§ To be done
Omitting the pictures, copy exactly each line from the one containing "Emit a component" up to and including the one containing "import React from".
------ Records provided ------
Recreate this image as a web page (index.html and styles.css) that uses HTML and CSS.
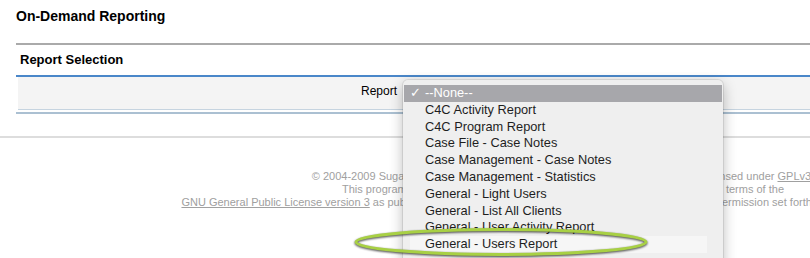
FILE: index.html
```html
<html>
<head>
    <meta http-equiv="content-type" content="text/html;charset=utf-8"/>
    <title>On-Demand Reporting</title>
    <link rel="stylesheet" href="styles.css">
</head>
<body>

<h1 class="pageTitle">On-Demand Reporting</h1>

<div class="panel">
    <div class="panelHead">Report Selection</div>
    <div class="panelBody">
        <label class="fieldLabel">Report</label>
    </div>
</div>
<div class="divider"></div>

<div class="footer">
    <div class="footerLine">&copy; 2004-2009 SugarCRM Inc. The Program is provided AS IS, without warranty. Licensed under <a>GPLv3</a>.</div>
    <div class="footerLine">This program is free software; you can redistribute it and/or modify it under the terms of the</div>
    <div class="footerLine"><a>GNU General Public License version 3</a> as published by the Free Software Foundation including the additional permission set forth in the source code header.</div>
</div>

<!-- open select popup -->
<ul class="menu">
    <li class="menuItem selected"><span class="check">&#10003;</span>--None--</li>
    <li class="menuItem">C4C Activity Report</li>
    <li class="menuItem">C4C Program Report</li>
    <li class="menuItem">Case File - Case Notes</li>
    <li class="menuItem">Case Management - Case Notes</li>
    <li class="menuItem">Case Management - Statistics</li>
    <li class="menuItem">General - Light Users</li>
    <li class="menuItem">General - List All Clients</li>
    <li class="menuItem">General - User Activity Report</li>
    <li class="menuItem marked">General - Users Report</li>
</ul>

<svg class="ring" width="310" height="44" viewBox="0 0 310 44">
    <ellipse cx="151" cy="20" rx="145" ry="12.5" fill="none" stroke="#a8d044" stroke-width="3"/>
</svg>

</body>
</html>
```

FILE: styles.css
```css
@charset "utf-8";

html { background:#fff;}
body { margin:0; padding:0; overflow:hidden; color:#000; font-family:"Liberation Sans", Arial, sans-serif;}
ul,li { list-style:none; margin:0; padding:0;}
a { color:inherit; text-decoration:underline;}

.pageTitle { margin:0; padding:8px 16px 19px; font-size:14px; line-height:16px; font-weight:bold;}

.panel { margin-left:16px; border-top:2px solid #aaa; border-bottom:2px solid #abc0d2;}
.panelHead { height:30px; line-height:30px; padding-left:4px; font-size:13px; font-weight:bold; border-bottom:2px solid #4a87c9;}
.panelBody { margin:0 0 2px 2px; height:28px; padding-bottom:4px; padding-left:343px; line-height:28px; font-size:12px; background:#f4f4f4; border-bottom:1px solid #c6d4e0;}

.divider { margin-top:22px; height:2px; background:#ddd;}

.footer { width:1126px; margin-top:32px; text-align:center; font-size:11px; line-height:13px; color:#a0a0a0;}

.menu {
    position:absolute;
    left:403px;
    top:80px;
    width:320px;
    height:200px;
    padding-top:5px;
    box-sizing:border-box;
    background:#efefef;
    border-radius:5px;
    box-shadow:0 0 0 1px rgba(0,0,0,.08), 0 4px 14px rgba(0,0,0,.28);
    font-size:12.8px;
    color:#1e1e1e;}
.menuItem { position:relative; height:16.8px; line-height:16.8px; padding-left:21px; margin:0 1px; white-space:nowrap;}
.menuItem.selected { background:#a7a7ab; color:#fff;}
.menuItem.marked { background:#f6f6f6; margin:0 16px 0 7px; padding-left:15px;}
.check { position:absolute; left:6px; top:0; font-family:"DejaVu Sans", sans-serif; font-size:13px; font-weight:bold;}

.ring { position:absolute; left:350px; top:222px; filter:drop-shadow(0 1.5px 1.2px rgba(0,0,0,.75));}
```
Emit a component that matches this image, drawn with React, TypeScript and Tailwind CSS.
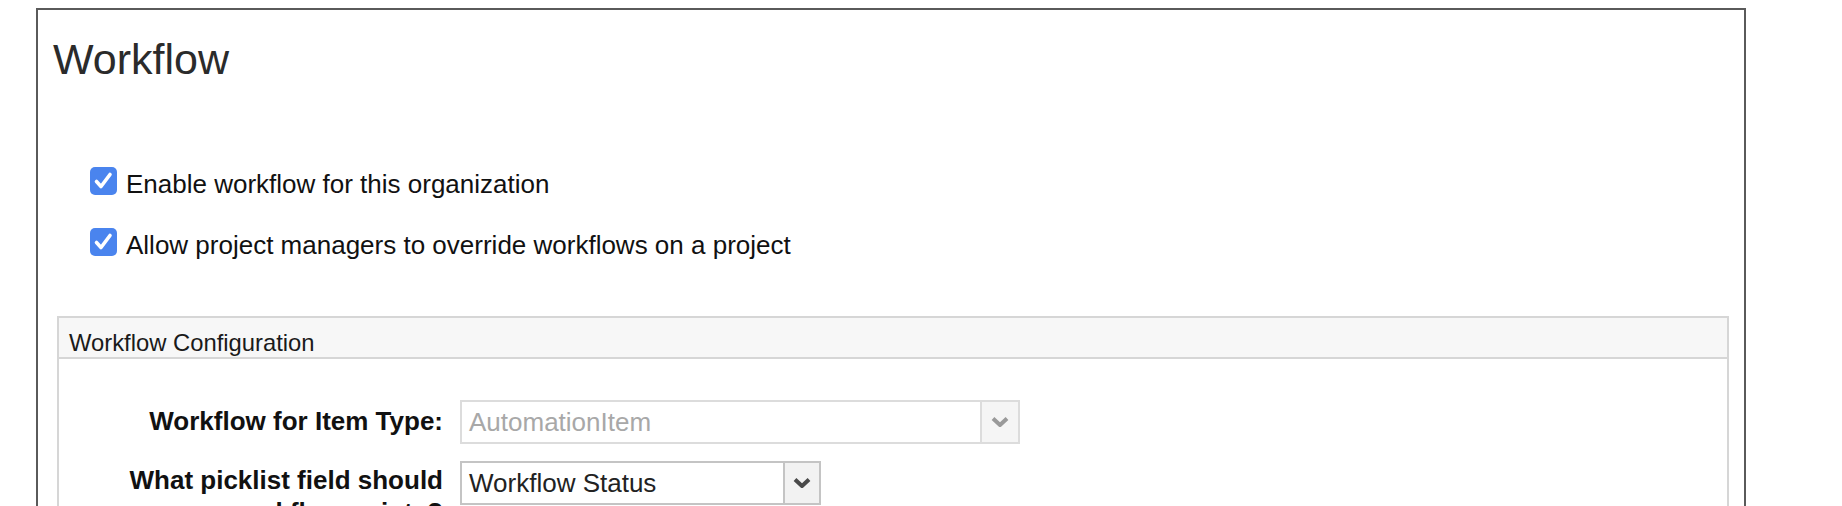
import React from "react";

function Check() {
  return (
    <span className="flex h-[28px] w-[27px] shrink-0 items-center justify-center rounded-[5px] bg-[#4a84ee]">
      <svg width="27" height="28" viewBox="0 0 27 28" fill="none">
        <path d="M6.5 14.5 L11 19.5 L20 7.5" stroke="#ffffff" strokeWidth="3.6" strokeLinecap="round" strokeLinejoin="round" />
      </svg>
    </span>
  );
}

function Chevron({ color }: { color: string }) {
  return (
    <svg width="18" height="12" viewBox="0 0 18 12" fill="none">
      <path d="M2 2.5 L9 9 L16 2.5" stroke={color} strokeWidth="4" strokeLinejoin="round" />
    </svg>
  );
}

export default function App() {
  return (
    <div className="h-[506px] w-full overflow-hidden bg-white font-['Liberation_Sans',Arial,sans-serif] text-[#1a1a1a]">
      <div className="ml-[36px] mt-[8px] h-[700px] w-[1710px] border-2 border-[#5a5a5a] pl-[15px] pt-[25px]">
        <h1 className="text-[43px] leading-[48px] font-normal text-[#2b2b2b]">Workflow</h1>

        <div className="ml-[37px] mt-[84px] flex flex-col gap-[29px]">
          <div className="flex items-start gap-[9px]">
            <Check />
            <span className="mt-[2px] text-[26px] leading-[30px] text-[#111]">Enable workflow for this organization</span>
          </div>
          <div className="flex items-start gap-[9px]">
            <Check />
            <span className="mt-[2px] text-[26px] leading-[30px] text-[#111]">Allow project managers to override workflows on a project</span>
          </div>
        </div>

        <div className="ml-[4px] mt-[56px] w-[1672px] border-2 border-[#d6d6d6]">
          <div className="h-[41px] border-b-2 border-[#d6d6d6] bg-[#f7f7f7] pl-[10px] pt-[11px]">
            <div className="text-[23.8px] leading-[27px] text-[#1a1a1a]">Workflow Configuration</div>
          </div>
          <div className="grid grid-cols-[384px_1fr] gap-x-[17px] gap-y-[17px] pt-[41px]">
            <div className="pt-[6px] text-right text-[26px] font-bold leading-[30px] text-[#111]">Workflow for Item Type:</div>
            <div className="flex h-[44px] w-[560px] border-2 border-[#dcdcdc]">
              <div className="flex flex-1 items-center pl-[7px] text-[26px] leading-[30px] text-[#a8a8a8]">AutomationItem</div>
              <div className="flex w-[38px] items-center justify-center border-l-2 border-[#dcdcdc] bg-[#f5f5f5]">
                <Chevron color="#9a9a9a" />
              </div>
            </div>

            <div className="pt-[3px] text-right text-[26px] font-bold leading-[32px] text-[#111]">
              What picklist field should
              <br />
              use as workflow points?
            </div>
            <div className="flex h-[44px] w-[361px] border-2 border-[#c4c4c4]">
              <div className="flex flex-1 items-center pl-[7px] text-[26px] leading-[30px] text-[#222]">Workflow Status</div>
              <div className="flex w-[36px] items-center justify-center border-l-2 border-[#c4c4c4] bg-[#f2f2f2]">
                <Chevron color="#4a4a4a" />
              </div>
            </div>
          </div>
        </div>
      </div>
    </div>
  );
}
------
§ Solution to the problem
Emit a component that matches this image, drawn with React, TypeScript and Tailwind CSS.
import React from "react";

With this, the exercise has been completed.